StableDiffusion i2i Comparison: Latent vs ControlNet vs IPAdapter

When I wanted to generate images from images (image-to-image) with Stable Diffusion, I wasn’t sure which method to use, so I decided to actually generate and compare them.

The three main image-to-image methods are as follows. I will focus on these in this article.

  1. Method 1: Input the image as a Latent Image
  2. Method 2: Use ControlNet
  3. Method 3: Input the image as a prompt using IPAdapter

Method 1: Input the Image as a Latent Image

Overview

The image is encoded with VAE to obtain a latent variable (Latent Image), which is then used as input to Stable Diffusion for image generation. At this point, set the Denoise strength slightly lower than 1.

The color tone and rough position of colors are preserved, but depending on the prompt and parameters, the result can end up quite different from the original image — that is the main drawback.

In ComfyUI, you can generate images by connecting the nodes as shown below:

Method 1: Input as Latent Image
Method 1: Input as Latent Image

Generation Result

  • prompt: (blank)
  • model: flat2DAnimerge
  • denoise: 0.65
Method 1: Latent Image result
Method 1: Latent Image result

The original image is in the top-left.

Method 2: Use ControlNet

Overview

ControlNet is a method for specifying the composition of the generated image. ControlNet uses data such as line drawings and OpenPose to define the image composition. The flow works as follows: the input image is converted into line drawings or OpenPose data, which is then passed to ControlNet for image-to-image generation.

Using this method, the composition closely follows the original image, but the color tone is not preserved — you specify the colors via the text prompt instead.

Image-to-image flow with ControlNet
Image-to-image flow with ControlNet

In ComfyUI, the workflow looks like this:

Method 2: ControlNet workflow
Method 2: ControlNet workflow

For instructions on how to set up ControlNet, please refer to the following article:

ComfyUIでControlNet:姿勢指定した画像生成AIの基本

>-

blog.otama-playground.com

Generation Results

  • prompt: (blank)
  • model: flat2DAnimerge
Method 2: ControlNet result (lineart)
Method 2: ControlNet result (lineart)
Method 2: ControlNet result (openpose)
Method 2: ControlNet result (openpose)
Method 2: ControlNet result (depth)
Method 2: ControlNet result (depth)

The original image is in the top-left.

Method 3: Use IPAdapter to Input the Image as a Prompt

Overview

IPAdapter is a method that uses an image as a prompt. The image is interpreted by an AI model (ViT), and that interpretation is passed to the Stable Diffusion model, allowing generation of images similar to the original. Since it operates via a mechanism separate from the Text Encoder, it can be used in combination with text prompts as well.

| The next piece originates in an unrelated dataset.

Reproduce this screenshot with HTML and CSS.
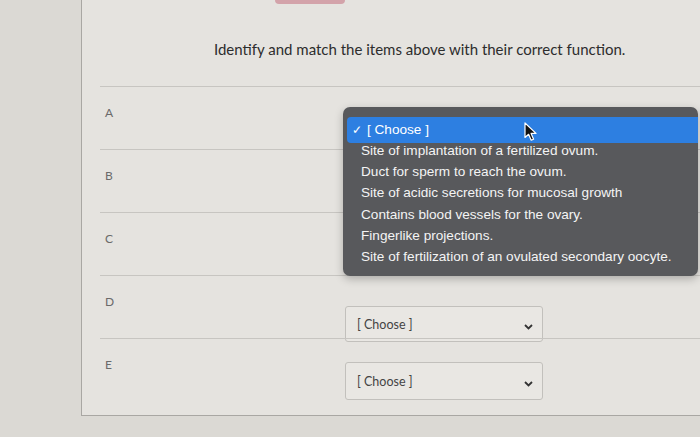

For instructions on how to use IPAdapter in ComfyUI, see the following article:

【Stable Diffusion】ComfyUIを使って画像生成AIで遊んでみよう【IPAdapter編】

>-

blog.otama-playground.com

Generation Result

  • prompt: (blank)
  • model: flat2DAnimerge
Method 3: IPAdapter result
Method 3: IPAdapter result

The original image is in the top-left.

Comparison

Here is a summary of the advantages and disadvantages of each method:

MethodAdvantagesDisadvantages
Method 1: LatentNo additional extensions needed, simple to useParameter adjustment needed, easy to fail
Method 2: ControlNetCan reproduce composition almost faithfullyInflexible (especially line art types), generation becomes slightly heavy, additional extensions needed
Method 3: IPAdapterRoughly reproduces composition while allowing adjustment, adjustment can also be done with text promptsReproducibility of original image is mixed, additional extensions needed

Conclusion

This time I generated separately to capture the characteristics of each method, but it seems possible to use them in combination. I think it would be good to choose based on the merits needed at the time.